With the view to maintain public confidence in dealing with cheques, local courts (in either criminal or commercial proceedings) usually do not consider the reasons behind the issuance of the cheque and reject any argument that the cheque was given as a guarantee or a form of security. However, in limited cases, the commercial courts have accepted such arguments where the drawer has established to the court that the true reason behind dishonouring the cheque was the beneficiary’s failure to perform his corresponding obligations or the fact that the cheque was issued in connection with an unlawful transaction.
Criminal liabilities are always associated with and limited to the signatory of a cheque, whereas, in certain commercial cases, the person who had signed the cheque on behalf of a third party (such as a manager signing on behalf of his company) has been found personally and jointly liable with the company on whose behalf the cheque was issued.
Despite the limited implications of Law No. 1 of 2017, investors are advised to take into account the effect of these implications on their transaction with the view to carefully assess the risks associated with their transactions. They could also consider structuring and securing their investments through other or additional forms of securities or collaterals instead of merely relying on cheques or post-dated cheques depending on the nature of the transaction, its value and the parties involved.

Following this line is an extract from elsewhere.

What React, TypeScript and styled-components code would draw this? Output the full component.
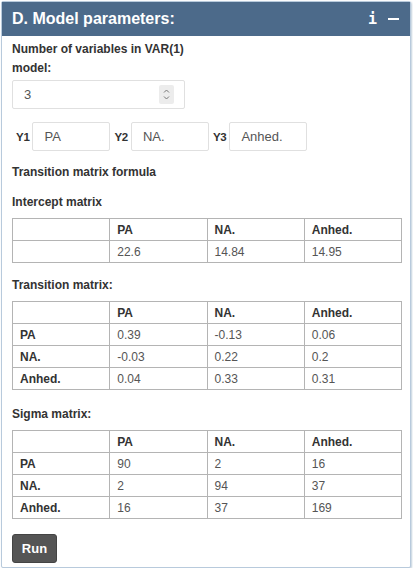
import React from "react";
import styled, { createGlobalStyle } from "styled-components";

const GlobalStyle = createGlobalStyle`
  html, body { margin: 0; padding: 0; background: #ffffff; }
  body { font-family: "Liberation Sans", Arial, Helvetica, sans-serif; color: #333; }
  * { box-sizing: border-box; }
`;

const Panel = styled.section`
  margin: 1px 2px 0 1px;
  width: 410px;
  border: 1px solid #b8cadc;
  border-radius: 2px;
  box-shadow: 1px 1px 2px rgba(120, 150, 180, 0.45);
  background: #fff;
`;

const Header = styled.header`
  display: flex;
  align-items: center;
  justify-content: space-between;
  height: 34px;
  padding: 0 11px 0 10px;
  background: #4c6a8a;
  color: #fff;
`;

const Title = styled.h3`
  margin: 0;
  font-size: 16px;
  font-weight: bold;
  letter-spacing: 0;
`;

const Tools = styled.div`
  display: flex;
  align-items: center;
  gap: 11px;
`;

const InfoIcon = styled.span`
  font-family: "DejaVu Sans Mono", monospace;
  font-weight: bold;
  font-size: 15px;
  line-height: 1;
`;

const Dash = styled.span`
  display: block;
  width: 11px;
  height: 2px;
  background: #fff;
`;

const Body = styled.div`
  display: flex;
  flex-direction: column;
  align-items: flex-start;
  padding: 4px 10px 4px 10px;
`;

const FieldLabel = styled.label`
  width: 180px;
  font-size: 12px;
  font-weight: bold;
  line-height: 19px;
  color: #333;
`;

const NumberBox = styled.div`
  display: flex;
  align-items: center;
  width: 173px;
  height: 29px;
  margin-top: 2px;
  padding: 0 10px 0 11px;
  border: 1px solid #e0e0e0;
  border-radius: 2px;
`;

const ValueInput = styled.input`
  flex: 1;
  min-width: 0;
  border: none;
  outline: none;
  padding: 0;
  font-family: inherit;
  font-size: 13px;
  color: #555;
  background: transparent;
`;

const Spinner = styled.span`
  display: flex;
  width: 15px;
  height: 19px;
  background: #ececec;
  border-radius: 2px;
`;

const NameRow = styled.div`
  display: flex;
  align-items: center;
  margin-top: 13px;
`;

const NameLabel = styled.label`
  margin: 0 3px 0 4px;
  font-size: 11.5px;
  font-weight: bold;
  letter-spacing: -0.3px;
  color: #333;
`;

const NameInput = styled.input`
  width: 78px;
  height: 29px;
  padding: 0 11px;
  border: 1px solid #e0e0e0;
  border-radius: 2px;
  font-family: inherit;
  font-size: 13px;
  color: #555;
  outline: none;
`;

const SectionTitle = styled.h4<{ $gap: number }>`
  margin: ${(p) => p.$gap}px 0 0 0;
  font-size: 12px;
  font-weight: bold;
  line-height: 18px;
  color: #333;
`;

const MatrixTable = styled.table`
  width: 390px;
  margin-top: 7px;
  border-collapse: collapse;
  table-layout: fixed;
  font-size: 12px;
`;

const Cell = styled.td<{ $head?: boolean }>`
  height: 22px;
  padding: 0 7px;
  border: 1px solid #b4b4b4;
  font-weight: ${(p) => (p.$head ? "bold" : "normal")};
  color: ${(p) => (p.$head ? "#333" : "#555")};
  text-align: left;
  vertical-align: middle;
`;

const RunButton = styled.button`
  margin-top: 15px;
  width: 45px;
  height: 29px;
  padding: 0;
  border: 1px solid #444;
  border-radius: 3px;
  background: #555;
  color: #fff;
  font-family: inherit;
  font-size: 13px;
  font-weight: bold;
`;

const names = ["PA", "NA.", "Anhed."];

type Matrix = { rows: (string | null)[]; values: string[][] };

function Table({ data }: { data: Matrix }) {
  return (
    <MatrixTable>
      <colgroup>
        <col />
        <col />
        <col />
        <col />
      </colgroup>
      <tbody>
        <tr>
          <Cell $head />
          {names.map((n) => (
            <Cell key={n} $head>
              {n}
            </Cell>
          ))}
        </tr>
        {data.values.map((row, i) => (
          <tr key={i}>
            <Cell $head>{data.rows[i] ?? ""}</Cell>
            {row.map((v, j) => (
              <Cell key={j}>{v}</Cell>
            ))}
          </tr>
        ))}
      </tbody>
    </MatrixTable>
  );
}

const intercept: Matrix = { rows: [null], values: [["22.6", "14.84", "14.95"]] };
const transition: Matrix = {
  rows: names,
  values: [
    ["0.39", "-0.13", "0.06"],
    ["-0.03", "0.22", "0.2"],
    ["0.04", "0.33", "0.31"],
  ],
};
const sigma: Matrix = {
  rows: names,
  values: [
    ["90", "2", "16"],
    ["2", "94", "37"],
    ["16", "37", "169"],
  ],
};

export default function App() {
  return (
    <>
      <GlobalStyle />
      <Panel>
        <Header>
          <Title>D. Model parameters:</Title>
          <Tools>
            <InfoIcon>i</InfoIcon>
            <Dash />
          </Tools>
        </Header>
        <Body>
          <FieldLabel>Number of variables in VAR(1) model:</FieldLabel>
          <NumberBox>
            <ValueInput defaultValue="3" />
            <Spinner>
              <svg width="15" height="19" viewBox="0 0 15 19">
                <path d="M5 7.5 L7.5 5 L10 7.5" fill="none" stroke="#777" strokeWidth="1" />
                <path d="M5 11.5 L7.5 14 L10 11.5" fill="none" stroke="#777" strokeWidth="1" />
              </svg>
            </Spinner>
          </NumberBox>
          <NameRow>
            {names.map((n, i) => (
              <React.Fragment key={n}>
                <NameLabel>Y{i + 1}</NameLabel>
                <NameInput defaultValue={n} />
              </React.Fragment>
            ))}
          </NameRow>
          <SectionTitle $gap={12}>Transition matrix formula</SectionTitle>
          <SectionTitle $gap={12}>Intercept matrix</SectionTitle>
          <Table data={intercept} />
          <SectionTitle $gap={13}>Transition matrix:</SectionTitle>
          <Table data={transition} />
          <SectionTitle $gap={15}>Sigma matrix:</SectionTitle>
          <Table data={sigma} />
          <RunButton>Run</RunButton>
        </Body>
      </Panel>
    </>
  );
}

In terms of recent developments, the UAE Cabinet has passed a new insolvency law (“Insolvency Law 2020”) in November 2019 which will come into force by January 2020. Under Insolvency Law 2020, the government is making attempts to decriminalise offences related to unpaid debts as the civil courts instead of criminal courts will have jurisdiction over the proceedings. This law will enable the debtors to settle their financial obligations through a court approved process using a court appointed experts. With the exception of Law No.1 of 2017 to limit issuance of jail sentences over bounced cheques with the value of Dhs200,000 and above, it is unlikely that the approach towards bounced cheques will change with the issuance of Insolvency Law 2020.